When I started Mac programming in 1985, all I needed was K&R C, a 680000 assembly language manual and the three loose-leaf binders of Inside Macintosh. For those who started in Pascal all you needed was in the binders.
Of course you can't; unless you are a freak of nature a brain can only hold so many details in its working memory. These days it's imperative that you learn to work with lots of online (and offline if you still like books) reference material. I call it "just in time information" - all you have to remember is where the information is stored, and have a clear understanding of how to absorb, learn and apply the information to your problem.

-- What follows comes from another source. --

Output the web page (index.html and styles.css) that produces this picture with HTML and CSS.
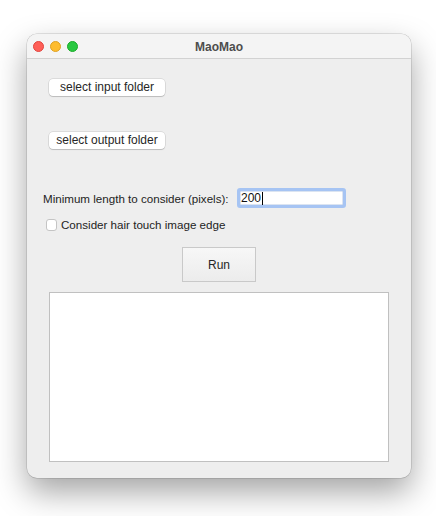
FILE: index.html
```html
<!DOCTYPE html>
<html>
<head>
<meta charset="utf-8">
<link rel="stylesheet" href="styles.css">
</head>
<body>
<div class="window">
  <div class="titlebar">
    <div class="lights">
      <span class="light red"></span>
      <span class="light yellow"></span>
      <span class="light green"></span>
    </div>
    <div class="title">MaoMao</div>
    <div></div>
  </div>
  <div class="content">
    <div class="btn btn-input">select input folder</div>
    <div class="btn btn-output">select output folder</div>
    <div class="row-length">
      <span class="label">Minimum length to consider (pixels):</span>
      <div class="field"><span class="value">200</span><span class="caret"></span></div>
    </div>
    <div class="row-check">
      <span class="checkbox"></span>
      <span class="label">Consider hair touch image edge</span>
    </div>
    <div class="run">Run</div>
    <div class="log"></div>
  </div>
</div>
</body>
</html>
```
FILE: styles.css
```css
html, body {
  margin: 0;
  padding: 0;
  background: #ffffff;
}
body {
  box-sizing: border-box;
  min-height: 516px;
  padding: 34px 0 0 27px;
  font-family: "Liberation Sans", Arial, sans-serif;
  font-size: 12px;
  color: #232323;
}
.window {
  width: 384px;
  height: 444px;
  border-radius: 10px;
  background: #eeeeee;
  box-shadow: 0 0 0 0.5px rgba(0,0,0,0.2), 0 14px 32px rgba(0,0,0,0.36);
  overflow: hidden;
  display: flex;
  flex-direction: column;
}
.titlebar {
  height: 24px;
  border-bottom: 1px solid #d2d2d2;
  background: #f4f4f4;
  display: grid;
  grid-template-columns: 1fr auto 1fr;
  align-items: center;
}
.lights {
  display: flex;
  gap: 6px;
  padding-left: 6px;
  padding-top: 1px;
}
.light {
  width: 11px;
  height: 11px;
  border-radius: 50%;
  box-sizing: border-box;
}
.red { background: #fe5f57; border: 0.5px solid #e0443e; }
.yellow { background: #febc2e; border: 0.5px solid #dea123; }
.green { background: #28c840; border: 0.5px solid #1aab29; }
.title {
  font-weight: bold;
  font-size: 12px;
  color: #4d4d4d;
  padding-top: 1px;
}
.content {
  display: flex;
  flex-direction: column;
  align-items: flex-start;
  padding: 0 22px;
}
.btn {
  width: 116px;
  height: 17px;
  line-height: 17px;
  box-sizing: border-box;
  text-align: center;
  background: #ffffff;
  border-radius: 4px;
  box-shadow: 0 0 0 0.5px rgba(0,0,0,0.16), 0 1px 1px rgba(0,0,0,0.14);
  color: #262626;
}
.btn-input { margin-top: 20px; }
.btn-output { margin-top: 36px; }
.label { font-size: 11.6px; }
.row-length {
  margin-top: 39px;
  margin-left: -6px;
  display: flex;
  align-items: center;
}
.row-length .label { width: 194px; }
.field {
  width: 109px;
  height: 20px;
  box-sizing: border-box;
  border: 3px solid #a6c4f3;
  border-radius: 3px;
  background: #ffffff;
  display: flex;
  align-items: center;
  padding-left: 1px;
  box-shadow: inset 0 0 0 0.5px #b8c9e4;
}
.value { color: #111; }
.caret {
  width: 1px;
  height: 13px;
  background: #000;
  margin-left: 1px;
}
.row-check {
  margin-top: 10px;
  margin-left: -3px;
  display: flex;
  align-items: center;
  gap: 4px;
}
.checkbox {
  width: 11px;
  height: 12px;
  box-sizing: border-box;
  border: 1px solid #c4c4c4;
  border-radius: 3px;
  background: #ffffff;
}
.run {
  align-self: center;
  margin-top: 16px;
  width: 74px;
  height: 35px;
  box-sizing: border-box;
  border: 1px solid #c9c9c9;
  background: linear-gradient(#f7f7f7, #ececec);
  display: flex;
  align-items: center;
  justify-content: center;
  color: #262626;
}
.log {
  margin-top: 10px;
  width: 340px;
  height: 170px;
  box-sizing: border-box;
  border: 1px solid #c0c0c0;
  background: #ffffff;
}
```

And then you forget it again. That's not Alzheimer's, it's the only way to work today without becoming narrowly specialized. In 1985 I could remember virtually everything I needed during a day's coding. Today, I continuously juggle references to supplant the working knowledge I have from my current project. Switching from language to language and framework to framework it's tough sometimes to keep things straight so even language syntax is sometimes a mystery ("do I need semicolons here?").

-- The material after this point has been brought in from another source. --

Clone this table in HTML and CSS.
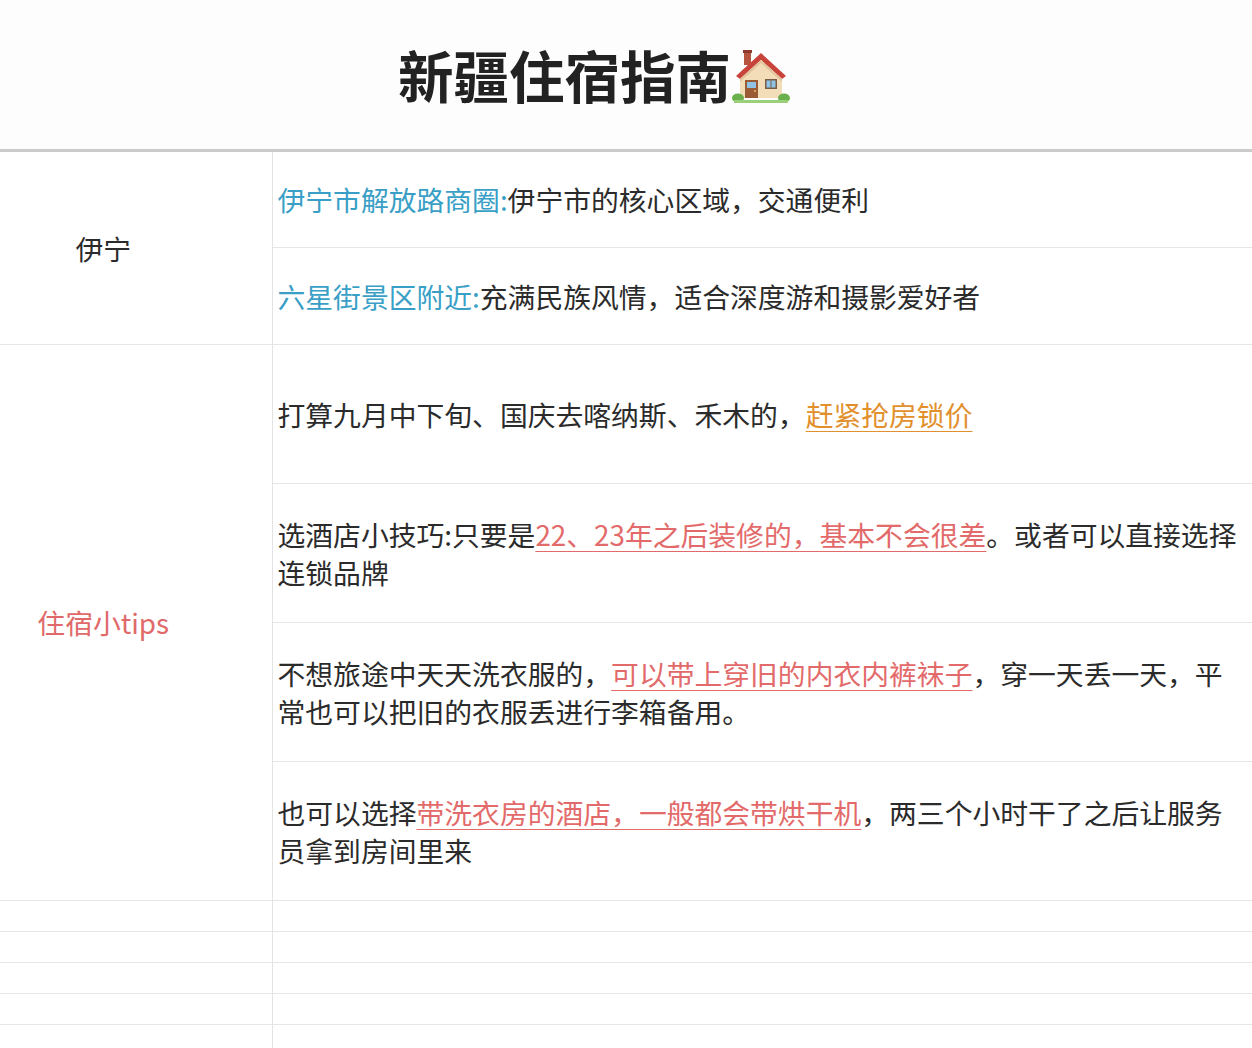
FILE: index.html
```html
<!DOCTYPE html>
<html lang="zh-CN">
<head>
<meta charset="utf-8">
<title>新疆住宿指南</title>
<link rel="stylesheet" href="styles.css">
</head>
<body>
<header class="title-bar">
  <h1 class="title">新疆住宿指南<svg class="house" viewBox="0 0 58 56" width="58" height="56" aria-hidden="true">
    <rect x="12" y="3" width="7" height="14" fill="#b5543f"/>
    <rect x="11" y="2" width="9" height="3" fill="#8e3a2c"/>
    <polygon points="29,5 4,28 8,31 29,12 50,31 54,28" fill="#c8443a"/>
    <polygon points="29,12 8,31 8,50 50,50 50,31" fill="#f3dcb8"/>
    <polygon points="29,12 8,31 8,34 29,15 50,34 50,31" fill="#e2c49c"/>
    <rect x="13" y="32" width="13" height="18" fill="#9a5a33"/>
    <rect x="15" y="34" width="9" height="6" fill="#8fc3e6"/>
    <circle cx="23" cy="43" r="1" fill="#e8c060"/>
    <rect x="33" y="31" width="12" height="10" fill="#7a5b46"/>
    <rect x="34.5" y="32.5" width="9" height="7" fill="#8fc3e6"/>
    <rect x="38.5" y="32.5" width="1" height="7" fill="#7a5b46"/>
    <ellipse cx="6" cy="50" rx="6" ry="4.5" fill="#6ab04c"/>
    <ellipse cx="52" cy="50" rx="6" ry="4.5" fill="#6ab04c"/>
    <rect x="2" y="52" width="54" height="3" fill="#9ccf7a"/>
  </svg></h1>
</header>
<table class="grid">
  <colgroup><col class="col-left"><col class="col-right"></colgroup>
  <tbody>
    <tr class="r1">
      <td class="left" rowspan="2">伊宁</td>
      <td class="right"><span class="blue">伊宁市解放路商圈:</span>伊宁市的核心区域，交通便利</td>
    </tr>
    <tr class="r2">
      <td class="right"><span class="blue">六星街景区附近:</span>充满民族风情，适合深度游和摄影爱好者</td>
    </tr>
    <tr class="tall">
      <td class="left red" rowspan="4">住宿小tips</td>
      <td class="right">打算九月中下旬、国庆去喀纳斯、禾木的，<span class="orange">赶紧抢房锁价</span></td>
    </tr>
    <tr class="tall">
      <td class="right">选酒店小技巧:只要是<span class="pink">22、23年之后装修的，基本不会很差</span>。或者可以直接选择连锁品牌</td>
    </tr>
    <tr class="tall">
      <td class="right">不想旅途中天天洗衣服的，<span class="pink">可以带上穿旧的内衣内裤袜子</span>，穿一天丢一天，平常也可以把旧的衣服丢进行李箱备用。</td>
    </tr>
    <tr class="tall">
      <td class="right">也可以选择<span class="pink">带洗衣房的酒店，一般都会带烘干机</span>，两三个小时干了之后让服务员拿到房间里来</td>
    </tr>
    <tr class="empty"><td class="left"></td><td class="right"></td></tr>
    <tr class="empty"><td class="left"></td><td class="right"></td></tr>
    <tr class="empty"><td class="left"></td><td class="right"></td></tr>
    <tr class="empty"><td class="left"></td><td class="right"></td></tr>
    <tr class="empty"><td class="left"></td><td class="right"></td></tr>
  </tbody>
</table>
</body>
</html>
```

FILE: styles.css
```css
html, body {
  margin: 0;
  padding: 0;
  background: #ffffff;
}
body {
  font-family: "Noto Sans CJK SC", "Noto Sans", sans-serif;
  color: #2b2b2b;
  width: 1252px;
  overflow: hidden;
}
.title-bar {
  height: 149px;
  border-bottom: 3px solid #cbcbcb;
  display: flex;
  justify-content: center;
  align-items: center;
  padding-right: 64px;
  background: #fdfdfd;
}
.title {
  margin: 0;
  font-size: 55.5px;
  font-weight: 700;
  color: #222222;
  line-height: 1;
  display: flex;
  align-items: center;
  letter-spacing: 0;
}
.house {
  margin-left: 1px;
  margin-top: 2px;
}
.grid {
  border-collapse: collapse;
  width: 1252px;
  table-layout: fixed;
}
.col-left { width: 272px; }
.grid td {
  padding: 0;
  border-bottom: 1px solid #e6e6e6;
  font-size: 27.8px;
  line-height: 38px;
  vertical-align: middle;
}
.grid td.left {
  border-right: 1px solid #e3e3e3;
  text-align: center;
  padding-right: 65px;
  color: #2b2b2b;
}
.grid td.left.red { color: #e06a6a; }
.grid td.right {
  padding-left: 5px;
  padding-right: 8px;
}
.r1 { height: 95px; }
.r2 { height: 97px; }
.tall { height: 139px; }
.tall:first-of-type { height: 138px; }
.empty { height: 31px; }
.blue { color: #3a9fc6; }
.orange {
  color: #e2902e;
  text-decoration: underline;
  text-decoration-thickness: 1px;
  text-underline-offset: 5px;
}
.pink {
  color: #e36a6a;
  text-decoration: underline;
  text-decoration-thickness: 1px;
  text-underline-offset: 5px;
}
```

Today you can actually do this kind of mental juggling, since virtually all documents are online or searchable, unlike the early days of paper and books. Brains are not really all that well designed for multitasking, but with the aid of easy to find information, you can manage it. The basics of programming are the root knowledge and (mostly) are applicable to every kind of coding task.
Sadly being this type of multi-environment coder is not very conducive to job interviews, where often people who focus on only a few technologies expect you to have the precise memorization that they have. I'm sorry, I can't remember the home interface of an EJB2.X Entity bean that I haven't touched in years.
It's hard to convince people that your knowledge is merely an extension of the documentation, with added experience from years of switching from technology to technology. I'm only a master of what I worked on this week. Something I haven't looked at in a couple years is a distant memory; yet given the requirement to learn it again it takes almost no time to remaster. Learning something completely new isn't hard either since I have so much experience learning something new and delivering projects in it. Of course it's a tough sell; people find specialists easier to identify.
The only alternatives are to memorize as little as possible and extend your brain with references; or wait until one can plug in memory chips into your brain.